I realized that I always pictured myself buying a one-way ticket to Hawaii so I’d have more flexibility about when I wanted to return, but just how long did I really want to stay, anyway?
I thought about this and realized that once I was brutally honest with myself, I wasn’t really interested in the Midwest anymore, so moving within it was a nonstarter. So I’ve decided that, after my book is released, I want to mix things up again. I want to voluntarily add the instability of Movement into my life again. I want to wander more. And that’s what 2013 is going to be about for me. It will be a bit like 2009. But smarter, and retaining a measure of calculated recklessness.
What it Comes Down To
What it comes down to was: I didn’t want to move within the Midwest. And it took me writing the goal down a few hundred times before I realized that. Instead, on Sunday I had a breakthrough in my vision of the future. Next year, after my book is released on 12/12/12, I’m learning to scuba dive. I’m harvesting jungle fruit directly from the tree. And yes, I’m walking up Mauna Kea.
What about you?
What goals are floating around in your head? What goals have you written down lately? Are you sure they’re your goals? Are you sure that they’re what you really want? You can make corrections later, but you don’t exactly have unlimited time to act, either.
Our lives are fragile, and their duration is not assured.
Sometimes when we’re not making any progress on a goal, it’s because, deep down, we don’t really want it. We try to fool our unconscious mind into thinking that we do, but the unconscious mind is much smarter than that. It already knows if we’re hiding from ourselves, and responds to this by slowing down progress, sometimes to the point of outright sabotage.
Don’t fight yourself. Perhaps some of the goals you hold “aren’t the goals you’re looking for.” If so, tell them to move along!
Create a Vision that Resonates
If you’re having trouble with clarity, try imagining different scenarios in your head. What does your gut say about a specific goal? Or your head? Your heart?

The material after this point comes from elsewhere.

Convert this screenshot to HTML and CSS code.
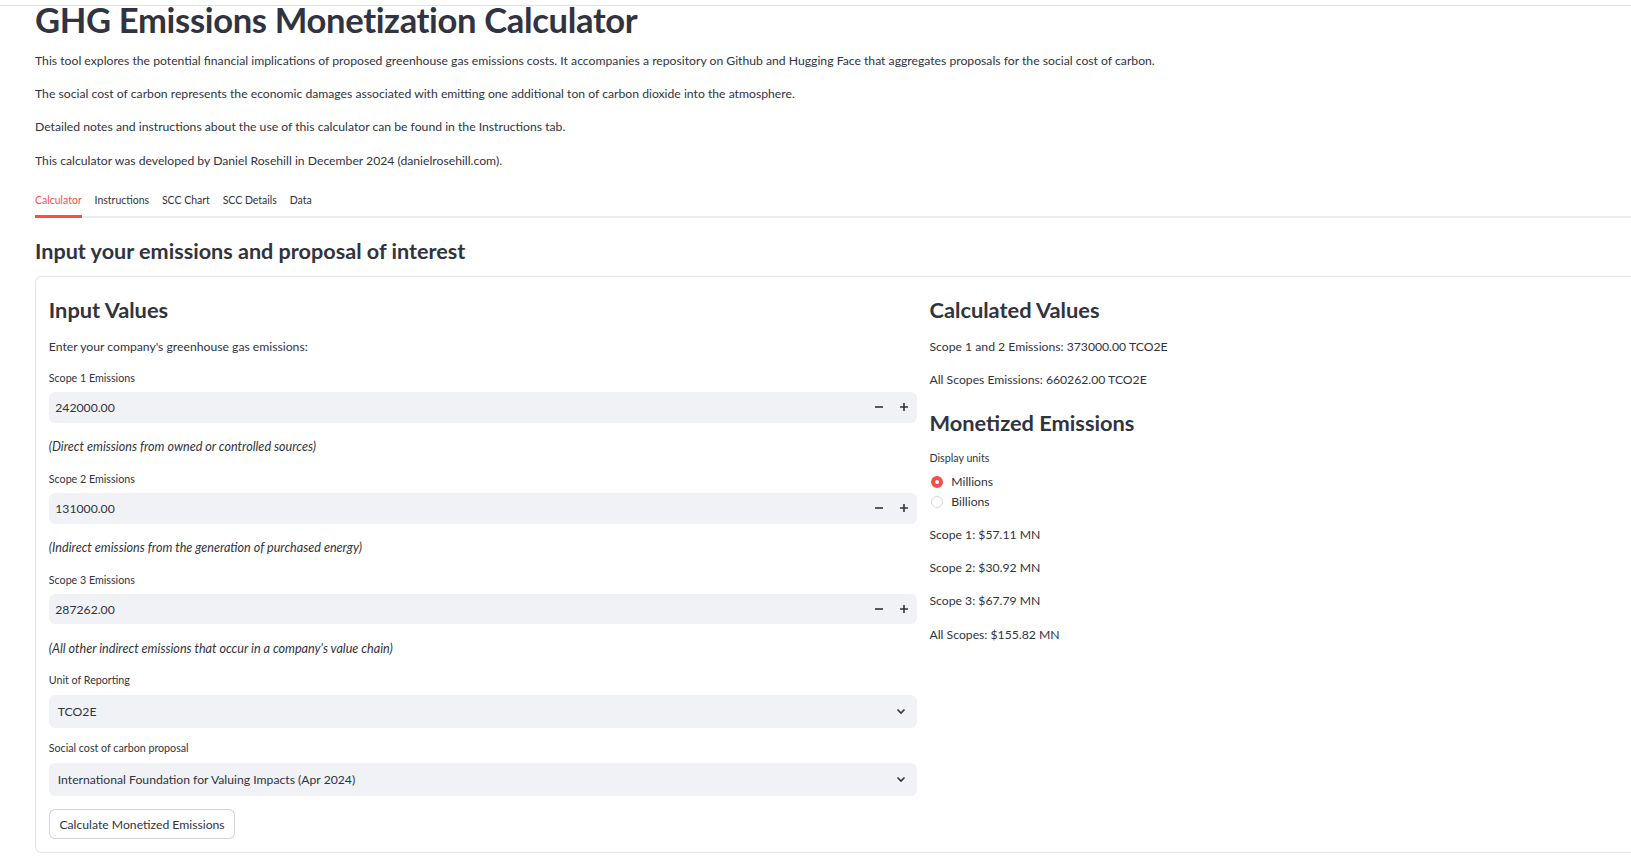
FILE: index.html
```html
<!DOCTYPE html>
<html lang="en">
<head>
<meta charset="utf-8">
<title>GHG Emissions Monetization Calculator</title>
<link rel="stylesheet" href="styles.css">
</head>
<body>
<div class="page">
  <div class="edge-line"></div>
  <main class="main">
    <h1 class="title">GHG Emissions Monetization Calculator</h1>
    <p class="text">This tool explores the potential financial implications of proposed greenhouse gas emissions costs. It accompanies a repository on Github and Hugging Face that aggregates proposals for the social cost of carbon.</p>
    <p class="text">The social cost of carbon represents the economic damages associated with emitting one additional ton of carbon dioxide into the atmosphere.</p>
    <p class="text">Detailed notes and instructions about the use of this calculator can be found in the Instructions tab.</p>
    <p class="text">This calculator was developed by Daniel Rosehill in December 2024 (danielrosehill.com).</p>

    <div class="tabs">
      <div class="tab tab-active">Calculator</div>
      <div class="tab">Instructions</div>
      <div class="tab">SCC Chart</div>
      <div class="tab">SCC Details</div>
      <div class="tab">Data</div>
    </div>

    <h3 class="section-title">Input your emissions and proposal of interest</h3>

    <div class="card">
      <div class="col">
        <h3 class="col-title">Input Values</h3>
        <p class="text">Enter your company's greenhouse gas emissions:</p>

        <div class="field field-number">
          <div class="label">Scope 1 Emissions</div>
          <div class="number-input">
            <span class="value">242000.00</span>
            <span class="step"><svg width="10" height="10" viewBox="0 0 10 10"><path d="M1 5h8" stroke="#31333F" stroke-width="1.6"/></svg></span>
            <span class="step"><svg width="10" height="10" viewBox="0 0 10 10"><path d="M1 5h8M5 1v8" stroke="#31333F" stroke-width="1.6"/></svg></span>
          </div>
        </div>
        <p class="text note"><em>(Direct emissions from owned or controlled sources)</em></p>

        <div class="field field-number">
          <div class="label">Scope 2 Emissions</div>
          <div class="number-input">
            <span class="value">131000.00</span>
            <span class="step"><svg width="10" height="10" viewBox="0 0 10 10"><path d="M1 5h8" stroke="#31333F" stroke-width="1.6"/></svg></span>
            <span class="step"><svg width="10" height="10" viewBox="0 0 10 10"><path d="M1 5h8M5 1v8" stroke="#31333F" stroke-width="1.6"/></svg></span>
          </div>
        </div>
        <p class="text note"><em>(Indirect emissions from the generation of purchased energy)</em></p>

        <div class="field field-number">
          <div class="label">Scope 3 Emissions</div>
          <div class="number-input">
            <span class="value">287262.00</span>
            <span class="step"><svg width="10" height="10" viewBox="0 0 10 10"><path d="M1 5h8" stroke="#31333F" stroke-width="1.6"/></svg></span>
            <span class="step"><svg width="10" height="10" viewBox="0 0 10 10"><path d="M1 5h8M5 1v8" stroke="#31333F" stroke-width="1.6"/></svg></span>
          </div>
        </div>
        <p class="text note"><em>(All other indirect emissions that occur in a company's value chain)</em></p>

        <div class="field">
          <div class="label">Unit of Reporting</div>
          <div class="select">
            <span class="value">TCO2E</span>
            <svg class="chevron" width="10" height="7" viewBox="0 0 10 7"><path d="M1.5 1.5L5 5L8.5 1.5" fill="none" stroke="#31333F" stroke-width="1.6"/></svg>
          </div>
        </div>

        <div class="field">
          <div class="label">Social cost of carbon proposal</div>
          <div class="select">
            <span class="value">International Foundation for Valuing Impacts (Apr 2024)</span>
            <svg class="chevron" width="10" height="7" viewBox="0 0 10 7"><path d="M1.5 1.5L5 5L8.5 1.5" fill="none" stroke="#31333F" stroke-width="1.6"/></svg>
          </div>
        </div>

        <div><button class="btn">Calculate Monetized Emissions</button></div>
      </div>

      <div class="col">
        <h3 class="col-title">Calculated Values</h3>
        <p class="text">Scope 1 and 2 Emissions: 373000.00 TCO2E</p>
        <p class="text">All Scopes Emissions: 660262.00 TCO2E</p>

        <h3 class="col-title">Monetized Emissions</h3>
        <div class="field">
          <div class="label">Display units</div>
          <div class="radios">
            <div class="radio"><span class="dot dot-on"></span><span>Millions</span></div>
            <div class="radio"><span class="dot"></span><span>Billions</span></div>
          </div>
        </div>
        <p class="text">Scope 1: $57.11 MN</p>
        <p class="text">Scope 2: $30.92 MN</p>
        <p class="text">Scope 3: $67.79 MN</p>
        <p class="text">All Scopes: $155.82 MN</p>
      </div>
    </div>
  </main>
</div>
</body>
</html>
```

FILE: styles.css
```css
html, body {
  margin: 0;
  padding: 0;
  background: #ffffff;
  overflow: hidden;
}

body {
  font-family: "Lato", "Noto Sans", sans-serif;
  color: #31333F;
  width: 1631px;
  height: 862px;
}

.page {
  position: relative;
  width: 1631px;
  height: 862px;
  overflow: hidden;
}

.edge-line {
  position: absolute;
  left: 0;
  right: 0;
  top: 5px;
  height: 1px;
  background: #e2e2e2;
}

.main {
  margin-left: 35px;
  width: 1776px;
  display: flex;
  flex-direction: column;
  gap: 12.8px;
}

.title {
  margin: 1.5px 0 1.2px 0;
  font-size: 34.6px;
  line-height: 35.2px;
  font-weight: 700;
  letter-spacing: -0.35px;
  color: #31333F;
}

.text {
  margin: 0;
  font-size: 12.2px;
  line-height: 20.48px;
}

.note {
  font-size: 12.6px;
}

.tabs {
  display: flex;
  gap: 12.8px;
  height: 32px;
  border-bottom: 2px solid #ebecef;
}

.tab {
  position: relative;
  font-size: 10.5px;
  line-height: 32px;
  color: #31333F;
}

.tab-active {
  color: #ff4b4b;
}

.tab-active::after {
  content: "";
  position: absolute;
  left: 0;
  right: 0;
  bottom: -2px;
  height: 3px;
  background: #ff4b4b;
}

.section-title {
  margin: 8px 0 1px 0;
  font-size: 21.6px;
  line-height: 24px;
  font-weight: 700;
}

.card {
  border: 1px solid rgba(49, 51, 63, 0.14);
  border-radius: 6.4px;
  padding: 12.8px;
  display: grid;
  grid-template-columns: 1fr 1fr;
  gap: 13px;
}

.col {
  display: flex;
  flex-direction: column;
  gap: 12.8px;
  min-width: 0;
}

.col-title {
  margin: 0;
  padding-top: 6.7px;
  font-size: 21.8px;
  line-height: 26.9px;
  font-weight: 700;
}

.field {
  display: flex;
  flex-direction: column;
}

.field-number {
  margin-bottom: 2px;
}

.label {
  font-size: 10.7px;
  line-height: 16px;
  margin-bottom: 6.4px;
}

.number-input {
  display: flex;
  align-items: center;
  height: 30.4px;
  background: #f0f2f6;
  border-radius: 6.4px;
  font-size: 12.2px;
}

.number-input .value {
  flex: 1;
  padding-left: 6.5px;
}

.step {
  width: 25px;
  height: 100%;
  display: flex;
  align-items: center;
  justify-content: center;
}

.select {
  display: flex;
  align-items: center;
  justify-content: space-between;
  height: 32.8px;
  background: #f0f2f6;
  border-radius: 6.4px;
  font-size: 12.2px;
  padding: 0 11px 0 9px;
}

.btn {
  font-family: inherit;
  font-size: 12.2px;
  color: #31333F;
  background: #ffffff;
  border: 1px solid rgba(49, 51, 63, 0.2);
  border-radius: 6.4px;
  height: 30px;
  padding: 0 9.6px;
  margin-top: 1px;
}

.radios {
  display: flex;
  flex-direction: column;
}

.radio {
  display: flex;
  align-items: center;
  height: 20px;
  font-size: 12.2px;
  gap: 8px;
}

.dot {
  width: 12.8px;
  height: 12.8px;
  border-radius: 50%;
  box-sizing: border-box;
  border: 1px solid #d5d7dd;
  background: #ffffff;
  margin-left: 1px;
}

.dot-on {
  border: 4.2px solid #ff4b4b;
  background: #ffffff;
}
```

Once you have a vision you feel good about, imagine that you are already living in a reality where you’ve reached the goal. What does it feel like? Remember that feeling, and make a point to tune back into this feeling every day. I’ve found that my desires manifest much faster when I do this, so you may want to make a habit out of it. When you do this, events will begin to conspire to make that happen. (It’s an Intention-Manifestation thing.)
But what if you hold a goal for a long time, and it feels stuck? If you feel resistance, ask yourself: “Is this what I really want? What would I write here if I knew I only had 12 months to live? What about 5 years?”
In the end, it’s about resonance. Do you currently resonate with the goals you have in mind? Much like with a person, within moments you’ll already know if a goal resonates with you.
One thing you can do is create a detailed vision of your life that nourishes you, complete with descriptions of what every area of your life looks like, and discern goals from within that. Because, frankly, you’re only going to achieve the goals you actually care about. You can’t convince yourself. You can only embrace yourself.
Perhaps what you really want has been just under the surface. (Perhaps you want to join me in Hawaii. Who knows?) Sometimes, it takes a while for it to bubble up, but it never will if you don’t dive in first. So dive!